A wildlife reserve might seem like a strange place for an epiphany about education. But that’s what happened to me last summer, as I trained to be a docent naturalist and discovered the fascinating world of “interpretation.” Although I’ve been teaching for 20 years, I wasn’t familiar with the discipline of “interpretive teaching” techniques that park rangers and docents use to present information to visitors.

There’s a striking difference between interpretation and the tidal wave of test-driven curricula sweeping through schools. Interpretation recognizes that people learn best when they connect personally to information. And it’s this personal connection that’s being lost amid the demands of state-imposed high-stakes tests, coupled with the new federal mandates of the No Child Left Behind law. That law’s escalating expectations, accompanied by sanctions for schools that fail to make “adequate yearly progress,” portend even more focus on test-prep curricula.

Good interpretative presentations are pleasurable, relevant, organized, and thematic. One of the gurus of interpretation, the writer Freeman Tilden, said, “Any interpretation that does not somehow relate what is being described to something within the personality or experience of the visitor will be sterile.”

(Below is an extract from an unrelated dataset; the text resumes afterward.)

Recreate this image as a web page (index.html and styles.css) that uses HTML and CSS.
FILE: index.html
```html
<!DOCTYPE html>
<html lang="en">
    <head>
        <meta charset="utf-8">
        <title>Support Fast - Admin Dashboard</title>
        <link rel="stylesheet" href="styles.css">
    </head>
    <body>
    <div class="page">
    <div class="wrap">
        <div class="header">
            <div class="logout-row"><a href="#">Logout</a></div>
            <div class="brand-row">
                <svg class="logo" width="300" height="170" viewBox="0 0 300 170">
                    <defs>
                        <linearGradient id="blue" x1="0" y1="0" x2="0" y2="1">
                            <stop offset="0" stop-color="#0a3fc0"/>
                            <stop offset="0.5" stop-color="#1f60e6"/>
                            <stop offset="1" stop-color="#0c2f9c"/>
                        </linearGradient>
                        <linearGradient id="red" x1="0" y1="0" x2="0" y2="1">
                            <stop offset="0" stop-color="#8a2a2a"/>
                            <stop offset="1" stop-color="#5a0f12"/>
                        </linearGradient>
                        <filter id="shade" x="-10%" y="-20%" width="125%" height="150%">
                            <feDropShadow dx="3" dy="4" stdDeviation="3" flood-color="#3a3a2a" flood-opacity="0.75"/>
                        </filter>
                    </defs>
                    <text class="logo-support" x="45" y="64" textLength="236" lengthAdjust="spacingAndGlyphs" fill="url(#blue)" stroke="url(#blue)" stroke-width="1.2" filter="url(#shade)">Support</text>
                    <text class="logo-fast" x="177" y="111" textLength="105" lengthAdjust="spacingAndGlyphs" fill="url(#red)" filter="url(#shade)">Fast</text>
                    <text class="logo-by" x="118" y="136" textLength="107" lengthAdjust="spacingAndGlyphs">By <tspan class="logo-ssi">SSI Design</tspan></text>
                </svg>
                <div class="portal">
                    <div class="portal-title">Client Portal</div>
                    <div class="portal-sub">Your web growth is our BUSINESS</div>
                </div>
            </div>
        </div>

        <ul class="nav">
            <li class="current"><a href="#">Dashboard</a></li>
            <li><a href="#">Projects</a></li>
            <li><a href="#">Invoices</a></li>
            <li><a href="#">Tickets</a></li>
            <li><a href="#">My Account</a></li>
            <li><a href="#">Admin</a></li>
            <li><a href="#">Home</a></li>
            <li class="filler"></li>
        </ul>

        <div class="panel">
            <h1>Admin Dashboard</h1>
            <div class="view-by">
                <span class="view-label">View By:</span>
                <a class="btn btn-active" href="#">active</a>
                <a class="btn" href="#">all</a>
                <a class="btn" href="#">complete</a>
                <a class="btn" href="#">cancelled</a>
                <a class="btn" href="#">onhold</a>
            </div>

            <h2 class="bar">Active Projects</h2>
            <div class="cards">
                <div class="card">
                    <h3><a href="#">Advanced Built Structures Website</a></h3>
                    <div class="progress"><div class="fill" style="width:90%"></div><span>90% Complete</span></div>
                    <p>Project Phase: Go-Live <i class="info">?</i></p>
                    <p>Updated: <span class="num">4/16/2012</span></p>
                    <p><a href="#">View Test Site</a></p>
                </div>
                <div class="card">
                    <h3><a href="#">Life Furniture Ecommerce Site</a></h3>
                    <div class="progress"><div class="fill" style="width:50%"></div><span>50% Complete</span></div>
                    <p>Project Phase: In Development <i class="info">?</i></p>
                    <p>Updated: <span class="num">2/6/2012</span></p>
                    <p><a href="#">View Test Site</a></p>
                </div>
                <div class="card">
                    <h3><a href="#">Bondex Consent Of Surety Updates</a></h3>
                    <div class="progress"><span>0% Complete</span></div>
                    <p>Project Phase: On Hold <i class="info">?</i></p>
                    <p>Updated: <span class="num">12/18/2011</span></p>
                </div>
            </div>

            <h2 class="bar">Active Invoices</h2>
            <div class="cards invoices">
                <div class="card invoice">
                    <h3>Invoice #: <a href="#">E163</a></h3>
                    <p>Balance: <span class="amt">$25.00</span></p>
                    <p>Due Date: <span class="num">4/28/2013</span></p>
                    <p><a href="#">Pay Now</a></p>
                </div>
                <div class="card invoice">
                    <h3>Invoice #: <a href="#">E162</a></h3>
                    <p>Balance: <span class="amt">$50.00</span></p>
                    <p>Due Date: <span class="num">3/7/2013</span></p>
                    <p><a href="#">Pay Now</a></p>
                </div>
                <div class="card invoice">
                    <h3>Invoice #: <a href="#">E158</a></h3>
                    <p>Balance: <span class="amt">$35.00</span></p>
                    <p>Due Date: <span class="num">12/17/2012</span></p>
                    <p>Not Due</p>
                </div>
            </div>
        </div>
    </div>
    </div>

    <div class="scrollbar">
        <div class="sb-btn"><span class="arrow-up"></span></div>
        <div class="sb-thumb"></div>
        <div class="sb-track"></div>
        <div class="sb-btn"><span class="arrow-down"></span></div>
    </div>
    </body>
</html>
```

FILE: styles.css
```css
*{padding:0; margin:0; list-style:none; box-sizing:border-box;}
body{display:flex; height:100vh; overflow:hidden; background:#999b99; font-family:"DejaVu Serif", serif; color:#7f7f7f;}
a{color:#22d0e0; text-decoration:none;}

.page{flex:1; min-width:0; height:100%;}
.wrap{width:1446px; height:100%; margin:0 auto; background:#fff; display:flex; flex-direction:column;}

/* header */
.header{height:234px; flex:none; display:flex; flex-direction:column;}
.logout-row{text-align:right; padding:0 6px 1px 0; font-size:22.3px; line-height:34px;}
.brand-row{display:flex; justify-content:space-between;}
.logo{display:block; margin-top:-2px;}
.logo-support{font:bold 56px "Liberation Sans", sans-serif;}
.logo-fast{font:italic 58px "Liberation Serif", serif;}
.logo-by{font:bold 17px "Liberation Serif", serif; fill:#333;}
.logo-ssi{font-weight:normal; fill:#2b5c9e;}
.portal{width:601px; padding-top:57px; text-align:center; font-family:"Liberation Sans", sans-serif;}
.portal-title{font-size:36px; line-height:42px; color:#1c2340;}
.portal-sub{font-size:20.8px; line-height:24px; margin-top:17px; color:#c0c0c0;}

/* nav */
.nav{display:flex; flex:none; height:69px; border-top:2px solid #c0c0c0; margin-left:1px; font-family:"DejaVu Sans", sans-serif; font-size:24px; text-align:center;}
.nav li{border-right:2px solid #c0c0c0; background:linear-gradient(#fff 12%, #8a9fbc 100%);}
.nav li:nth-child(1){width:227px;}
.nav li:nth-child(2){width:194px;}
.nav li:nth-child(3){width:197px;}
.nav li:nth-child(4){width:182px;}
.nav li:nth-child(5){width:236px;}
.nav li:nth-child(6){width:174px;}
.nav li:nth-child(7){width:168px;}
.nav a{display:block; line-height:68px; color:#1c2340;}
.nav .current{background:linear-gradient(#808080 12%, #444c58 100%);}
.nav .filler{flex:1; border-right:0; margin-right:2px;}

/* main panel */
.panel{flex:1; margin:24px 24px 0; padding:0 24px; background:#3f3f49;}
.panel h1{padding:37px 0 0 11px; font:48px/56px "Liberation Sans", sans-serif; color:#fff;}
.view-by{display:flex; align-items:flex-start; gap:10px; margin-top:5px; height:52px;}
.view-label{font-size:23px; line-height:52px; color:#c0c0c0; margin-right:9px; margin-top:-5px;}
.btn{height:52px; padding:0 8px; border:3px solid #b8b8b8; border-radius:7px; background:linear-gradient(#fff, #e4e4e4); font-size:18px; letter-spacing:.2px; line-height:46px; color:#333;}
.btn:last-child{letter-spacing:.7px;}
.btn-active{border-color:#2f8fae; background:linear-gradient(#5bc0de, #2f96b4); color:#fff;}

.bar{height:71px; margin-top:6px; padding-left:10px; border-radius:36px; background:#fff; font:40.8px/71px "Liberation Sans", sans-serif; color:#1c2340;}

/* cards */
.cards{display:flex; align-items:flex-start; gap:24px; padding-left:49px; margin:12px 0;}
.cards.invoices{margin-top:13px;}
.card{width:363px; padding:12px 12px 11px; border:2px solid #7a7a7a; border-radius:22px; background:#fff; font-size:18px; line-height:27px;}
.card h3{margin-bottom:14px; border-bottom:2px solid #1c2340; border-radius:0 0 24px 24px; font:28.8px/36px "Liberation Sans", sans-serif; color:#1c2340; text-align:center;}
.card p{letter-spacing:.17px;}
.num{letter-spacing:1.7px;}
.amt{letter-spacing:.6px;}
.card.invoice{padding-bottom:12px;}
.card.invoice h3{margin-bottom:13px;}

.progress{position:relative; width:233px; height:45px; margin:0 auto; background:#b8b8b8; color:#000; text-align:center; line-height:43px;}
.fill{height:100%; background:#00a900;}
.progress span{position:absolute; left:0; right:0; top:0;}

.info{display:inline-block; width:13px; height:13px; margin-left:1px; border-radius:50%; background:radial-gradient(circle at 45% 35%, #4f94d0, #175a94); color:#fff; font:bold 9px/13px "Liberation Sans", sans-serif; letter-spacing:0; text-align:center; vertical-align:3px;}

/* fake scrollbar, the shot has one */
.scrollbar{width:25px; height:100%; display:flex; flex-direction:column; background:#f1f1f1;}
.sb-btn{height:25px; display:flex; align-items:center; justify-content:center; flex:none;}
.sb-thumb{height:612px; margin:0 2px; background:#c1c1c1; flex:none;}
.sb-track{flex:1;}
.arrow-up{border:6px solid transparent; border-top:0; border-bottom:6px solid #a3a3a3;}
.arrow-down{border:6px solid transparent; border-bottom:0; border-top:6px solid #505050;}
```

And sadly, “sterile” describes many of our schools today. The justification for much of our instruction seems to have degenerated into telling students, “It’s on the standardized test, so you better know it.”

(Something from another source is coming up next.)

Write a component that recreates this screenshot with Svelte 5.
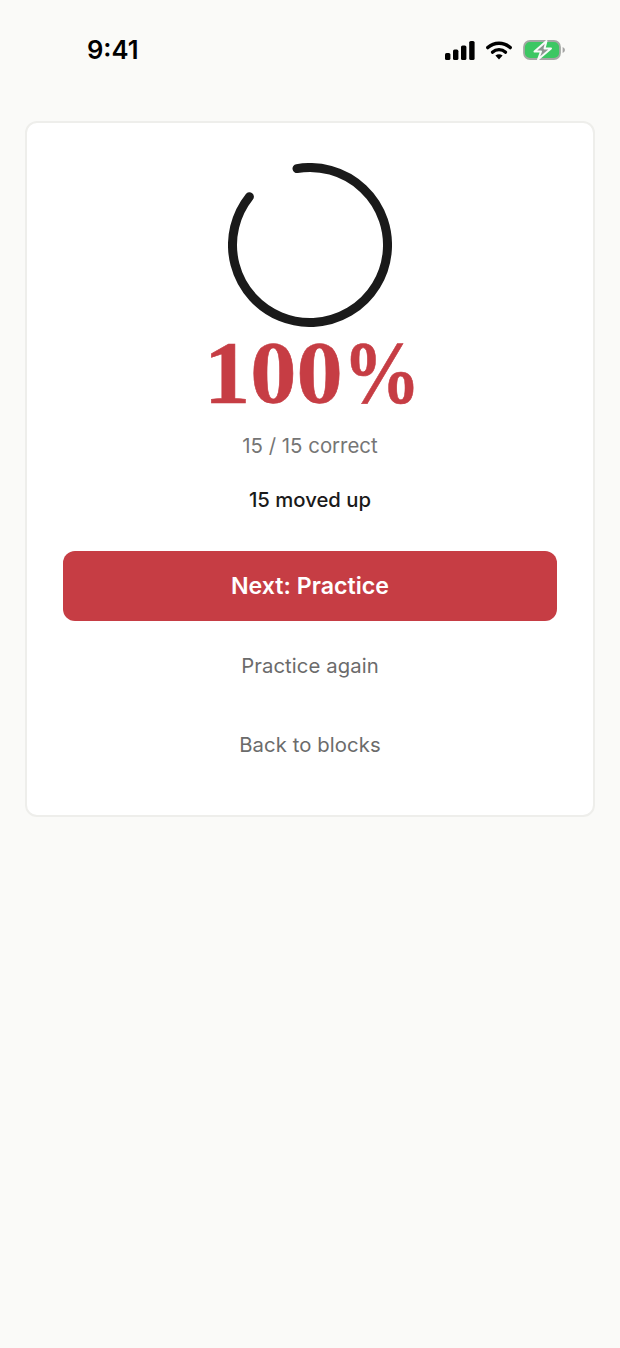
<script>
  const r = 77.5;
  const cx = 82;
  const cy = 82;
  const arc = `M ${cx - 13} ${cy - 76.4} A ${r} ${r} 0 1 1 ${cx - 60.6} ${cy - 48.3}`;
</script>

<div class="page">
  <header class="status">
    <span class="time">9:41</span>
    <div class="icons">
      <svg width="30" height="19" viewBox="0 0 30 19" aria-hidden="true">
        <rect x="0" y="12" width="5.4" height="7" rx="1.6" fill="#000"/>
        <rect x="8" y="8.6" width="5.4" height="10.4" rx="1.6" fill="#000"/>
        <rect x="16" y="4.4" width="5.4" height="14.6" rx="1.6" fill="#000"/>
        <rect x="24.2" y="0" width="5.4" height="19" rx="1.6" fill="#000"/>
      </svg>
      <svg width="26" height="19" viewBox="0 0 26 19" aria-hidden="true">
        <path d="M1.8 6.6 A16.5 16.5 0 0 1 24.2 6.6" fill="none" stroke="#000" stroke-width="3.4" stroke-linecap="round"/>
        <path d="M6.4 11.2 A9.8 9.8 0 0 1 19.6 11.2" fill="none" stroke="#000" stroke-width="3.2" stroke-linecap="round"/>
        <path d="M9.4 14.6 Q13 12 16.6 14.6 L13 18.6 Z" fill="#000"/>
      </svg>
      <svg width="43" height="24" viewBox="0 0 43 24" aria-hidden="true">
        <rect x="1" y="3" width="36" height="18" rx="6" fill="#3cc763" stroke="#a3a8a4" stroke-width="1.8"/>
        <path d="M39.6 9 Q42 10 42 12 Q42 14 39.6 15 Z" fill="#a5a5a5"/>
        <path d="M23.5 3 L11.5 13.5 H18 L15 21.5 L28 10.5 H21.5 Z" fill="#8e9691" stroke="#f8fbf8" stroke-width="2" stroke-linejoin="round"/>
      </svg>
    </div>
  </header>

  <main class="card">
    <svg class="ring" width="164" height="164" viewBox="0 0 164 164" role="img" aria-label="Progress ring">
      <path d={arc} fill="none" stroke="#1a1a1a" stroke-width="9" stroke-linecap="round"/>
    </svg>
    <div class="score"><span class="digits">100</span><span class="pct">%</span></div>
    <p class="correct">15 / 15 correct</p>
    <p class="moved">15 moved up</p>
    <button class="primary">Next: Practice</button>
    <button class="ghost first">Practice again</button>
    <button class="ghost">Back to blocks</button>
  </main>
</div>

<style>
  :global(body) {
    margin: 0;
    background: #fafaf8;
  }
  .page {
    min-height: 1348px;
    background: #fafaf8;
    font-family: Inter, sans-serif;
    box-sizing: border-box;
  }
  .status {
    height: 100px;
    padding: 34px 54px 0 87px;
    box-sizing: border-box;
    display: flex;
    justify-content: space-between;
    align-items: flex-start;
  }
  .time {
    font-size: 25.6px;
    font-weight: 600;
    line-height: 32px;
    color: #000;
  }
  .icons {
    display: flex;
    align-items: center;
    gap: 11px;
    height: 32px;
  }
  .card {
    margin: 20.5px 25px 0;
    height: 696px;
    box-sizing: border-box;
    background: #fff;
    border: 2px solid #eeeeeb;
    border-radius: 12px;
    padding: 40.5px 36px 0;
    display: flex;
    flex-direction: column;
    align-items: center;
  }
  .ring {
    display: block;
    flex: none;
  }
  .score {
    font-family: "Liberation Serif", serif;
    font-weight: 700;
    font-size: 88px;
    line-height: 92px;
    color: #c63d44;
    -webkit-text-stroke: 0.6px #c63d44;
    white-space: nowrap;
  }
  .digits {
    display: inline-block;
    width: 139px;
    transform: scaleX(1.05);
    transform-origin: left center;
  }
  .pct {
    display: inline-block;
    width: 74px;
    transform: scaleX(0.88);
    transform-origin: left center;
  }
  p {
    margin: 0;
  }
  .correct {
    font-size: 20.4px;
    line-height: 28px;
    color: #757575;
    margin-top: 13px;
  }
  .moved {
    font-size: 20.3px;
    line-height: 28px;
    font-weight: 500;
    color: #1a1a1a;
    margin-top: 26px;
  }
  button {
    font-family: inherit;
    border: none;
    cursor: pointer;
    background: none;
    padding: 0;
  }
  .primary {
    width: 494px;
    height: 70px;
    margin-top: 37px;
    background: #c63d44;
    border-radius: 12px;
    color: #fff;
    font-size: 23.2px;
    font-weight: 600;
  }
  .ghost {
    width: 494px;
    height: 50px;
    margin-top: 29px;
    font-size: 20.3px;
    font-weight: 400;
    letter-spacing: 0.1px;
    color: #6b6b6b;
  }
  .ghost.first {
    margin-top: 19.5px;
  }
</style>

It’s not as if educators don’t know about interpretive techniques. Remember integrated curriculum? Or thematic instruction? Or building a community of learners? In the rush to raise test scores, however, these foundations of good teaching are being left behind.

I visit many schools as a mentor teacher and see the destructive effects of a narrowed curriculum. Because subjects such as art, languages, history, music, and other life- enhancing curricula aren’t tested for No Child Left Behind, schools under the gun to raise scores give these subjects short shrift. Some schools ignore them all together.

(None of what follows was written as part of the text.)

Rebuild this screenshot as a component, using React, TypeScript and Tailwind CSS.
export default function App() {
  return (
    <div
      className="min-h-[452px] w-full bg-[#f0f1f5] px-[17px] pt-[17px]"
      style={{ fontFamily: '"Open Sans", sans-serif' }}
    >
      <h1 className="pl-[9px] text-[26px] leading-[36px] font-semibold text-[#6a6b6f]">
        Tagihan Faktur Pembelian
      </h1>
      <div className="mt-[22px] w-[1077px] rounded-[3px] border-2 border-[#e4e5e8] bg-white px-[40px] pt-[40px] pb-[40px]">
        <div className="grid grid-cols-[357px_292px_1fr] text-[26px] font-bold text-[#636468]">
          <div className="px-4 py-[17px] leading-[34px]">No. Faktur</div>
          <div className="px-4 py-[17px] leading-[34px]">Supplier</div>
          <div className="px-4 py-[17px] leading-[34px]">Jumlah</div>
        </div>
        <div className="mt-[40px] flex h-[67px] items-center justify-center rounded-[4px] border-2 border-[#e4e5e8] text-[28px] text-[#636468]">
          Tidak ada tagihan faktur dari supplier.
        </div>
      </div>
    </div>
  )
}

One of my teachers described her No Child Left Behind Act program-improvement school as “the place where all they teach is reading and math.” After a day of drill-and-kill in program-improvement schools, some students are asked to stay for No Child Left Behind Act-sponsored after-school tutoring. Teachers worry that showing an educational video might not be considered “academic.” Schools feel pressure to reduce field trips and recess. Scripted, teacher-proof programs proliferate.

It makes me wonder why any kid would want to show up.

And it raises the question: Are students developing a self-sustaining love for learning or a distaste for school because it is so bloody dull?

The test-prep straitjacket also burns out teachers. Days spent cramming students with facts deadens teaching. As the testing pressure mounts, interesting, creative projects—the very things that engage students and teachers—are abandoned. One of my colleagues summed it up: “They don’t test fun.”

We need teachers bursting with curiosity who model for students an eagerness to learn. Interpretation writers call this enthusiasm “the priceless ingredient.” The current backlash against the No Child Left Behind Act reflects growing resistance to the emotional and intellectual wasteland created by judging a school’s success solely on student progress in two or three subject areas and measuring that achievement on a single standardized test.

The problem arises when standards become standardization, which leads to the factory model of schools.

Interpretation acknowledges upfront that its practitioners have a “noncaptive” audience. If visitors don’t like a docent’s tour, they can simply walk away. Some interpretation books contrast this to “captive” audiences in classrooms. But I’ve taught students who apparently hadn’t gotten the word they’d been captured. While students can’t physically walk away, they won’t retain much of lasting value if they aren’t interested.

Good interpretation cautions against overloading visitors with random facts. Yet that’s what standards-based curricula have become for many students: a sea of irrelevant information.

Ironically, having standards in place is a good thing. Standards provide us with a road map for teaching our students. The problem arises when standards become standardization.

Standardization leads to the factory model of schooling: Susie comes down the assembly line for her grade level, and the teacher pours in the facts Susie is supposed to learn that year. It doesn’t matter what language Susie speaks at home, her interests, her intellectual level, or her background. In the standardized factory school, every student is expected to learn the same thing at the same time.

Educators must challenge the standardization gospel that there’s a set body of knowledge every student needs to acquire. We must argue for diverse curricula and multiple ways to measure progress. After all, we’re working with human beings who learn in different ways and at varying speeds. Unlike assembly-line widgets, people don’t make linear progress. Students sometimes go for months and learn very little. Then, inexplicitly, they make a giant leap forward.

In addition, public schools fill an important function as a great, democratizing force in our society. There’s a vast, unspoken curriculum schools provide students: getting to know others who are different and learning to get along with them, being part of a community, taking one’s turn, working together, making a contribution.

Depending on standardized tests to measure progress ignores many valuable aspects of schooling and narrows the curriculum to content that lends itself to multiple-choice questions. The very thinking and reasoning skills our students will need most as they enter a complex and fast-changing work world are the ones not tested because they don’t fit easily into a, b, c, or none-of-the-above answers.

Long after our students forget the facts we teach them, they remember how they felt about our class. We’re most successful when students respond to our enthusiasm for the subject matter and make our passion their own. The content we teach today will change. The love of a subject area that we pass along to students endures.

This special connection between teacher and student—one that goes beyond content—is part magic and part mystery. And it’s our most important work. But it means our greatest victories can’t be easily measured. As Albert Einstein famously said, “Not everything that counts can be counted; not everything that can be counted counts.”

When I put on my docent vest and lead a group of visitors down the trail to discover the wonders of the wildlife reserve through interpretive techniques, I’m reminded of why I became a teacher. It’s time to take a page from the interpretation handbook and strengthen thematic, relevant teaching that engages students and brings pleasure back to the classroom. No, it’s not easy to measure. But it’s how humans learn best.

John Moir has been a teacher for more than 20 years and writes frequently on education. He lives in Santa Cruz, Calif.